Ia menyebutkan, di belakang tempat tinggal keluarganya ada sawah. Memasang bubu (jaring dari bambu) pukul 20.00, sebelum tidur lelap sambil berharap dapat rezeki untuk meringankan beban dapur orangtua. Pukul 04.00 dini hari, Mangku Pastika bangun, membuang rasa kantuk seraya lari ke pematang sawah. Hasilnya? ”Saya dapat lindung (belut), walaupun cuma satu. Terkadang juga dapat ular.”

Cerita si bocah penjual rumput dan pemasang bubu di pematang sawah, berakhir tahun 1963. Gunung Agung meletus, keluarga Mangku Pastika meninggalkan Bali menuju Bengkulu. Di daerah transmigran inilah ia kembali mengisi buku diary yang penuh diwarnai kesusahan. Misalnya, tinggal di hutan dan tidak ada tempat menuntut ilmu. Mangku Pastika memutuskan pindah ke kota dan menjadi pembantu rumah tangga di rumah seorang warga Cina. Profesinya berubah, dari menjual rumput menjadi ”asisten” dagang es, rujak, dan gado-gado. ”Hidup tetap susah, namun masih bersyukur bisa sekolah SLTP,” bisiknya seraya mengaku hanya punya nilai 8, 9, dan 10 di rapor saat bersekolah di Bali.

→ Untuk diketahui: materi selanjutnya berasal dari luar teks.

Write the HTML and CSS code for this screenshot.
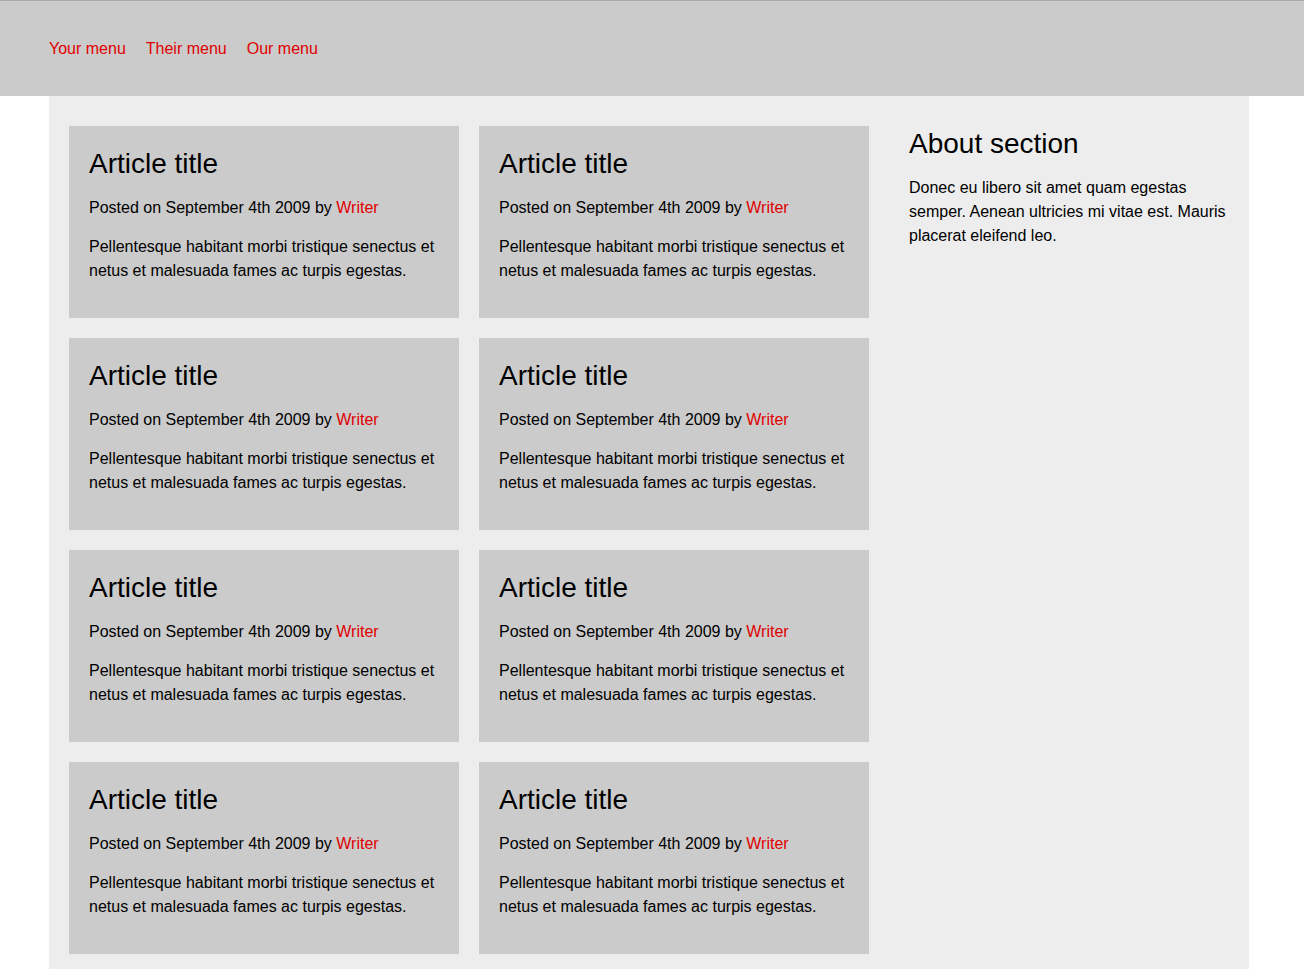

Lulus di SMP Palembang, kemudian masuk SMU sambil mengajar anak SD di sore hari, adalah bagian dari sepenggal cerita masa lalu jenderal bintang dua ini. Mangku Pastika termasuk alumnus Akademi Kepolisian (1972) dan lulus Perguruan Tinggi Ilmu Kepolisian tahun 1984. Sekolah Staf Komando ABRI (lulus 1997) dan mendalami Ilmu Investigasi Kriminal Internasional Tokyo, Jepang

Sebelum menjabat Kapolda Bali, tahun 1985 ia dipercaya sebagai Kepala Unit Kejahatan Harta Benda, Direktorat Reserse Polda Metro Jaya. Anggota Kontingen Garuda IX bergabung dengan pasukan PBB, Namibia (1988-1989)

Kepala Satuan Penyidik Kejahatan Perbankan, Sub Direktorat Reserse Mabes Polri (1991) dan Direktur Reserse Ekonomi Mabes Polri (1997) Posisi Kepala Departemen Informasi Mabes Polri diraih tahun 1997, Direktur Tindak Pidana Tertentu Mabes Polri (1999) Sekretariat Interpol Mabes Polri (2000) Sekretaris NCB-Interpol Mabes Polri (2000) Kapolda NTT Kapolda Papua Ketua Tim Gabungan Investigasi Bom Bali, dan sekarang Kapolda Bali Lantas, apa komentarnya setelah sukses meniti karier? ”Saya tidak pernah membayangkan bisa hidup dengan penuh kemuliaan seperti sekarang. Ini karunia luar biasa. Jadi tidak ada alasan sedikit pun bagi saya untuk menyia-nyiakan semua anugerah Tuhan. Saya akan isi hari-hari ini, detik demi detik, menit demi menit untuk betul-betul bekerja, mengabdi berbuat sebaik-baiknya untuk masyarakat Bali. Itu saja, tak ada pikiran yang lain-lain lagi. Saya ingin perjalanan hidup saya juga bisa menjadi pelajaran bagi anak-anak di Bali. Intinya, siapa pun bisa meraih keinginan jika berusaha dengan keras dan ada kemauan.”

Seorang Mangku Pastika ternyata tak hanya cerdas menangkap teroris. Pria murah senyum ini juga suka membaca buku-buku agama, bahkan memegang teguh konsep ajaran karmaphala. Apa katanya soal pahala dari perbuatan seseorang? ”Penderitaan yang pernah dialami seseorang di masa lalu, pada kehidupan sekarang memetik buah karma-nya. Kalau ingin memperbaiki karma, harus sadar dan mau berbuat baik. Sering orang yang mengeluh, kenapa sih saya sudah sembahyang tiap hari, ke pura tiap detik, bersedekah banyak, berbuat baik, toh tetap saja sekarat. Sebenarnya orang itu malas dalam kehidupan yang lalu. Kita harus percaya pada samsara. Yang lalu brengsek, makanya sekarang harus bayar. Contoh lain, ada orang yang menindas, korupsi kiri kanan, kok hidupnya enak? Kenapa? Karena ia memetik yang lalu. Yang sekarang ia lakukan belum berbuah.”

Begitulah perjalanan karier seorang bocah penjual rumput yang pernah memegang garis komando Polda Bali. Satu tekad bulat yang tak bisa ditawar-tawar lagi, Irjen Pol. Drs. Mangku Pastika pulang ke Bali untuk membangun kampung halaman, dengan tegas dan lugas berikrar, ”Saya harus bekerja keras, menghasilkan sesuatu yang lebih baik lagi untuk membangun Bali.”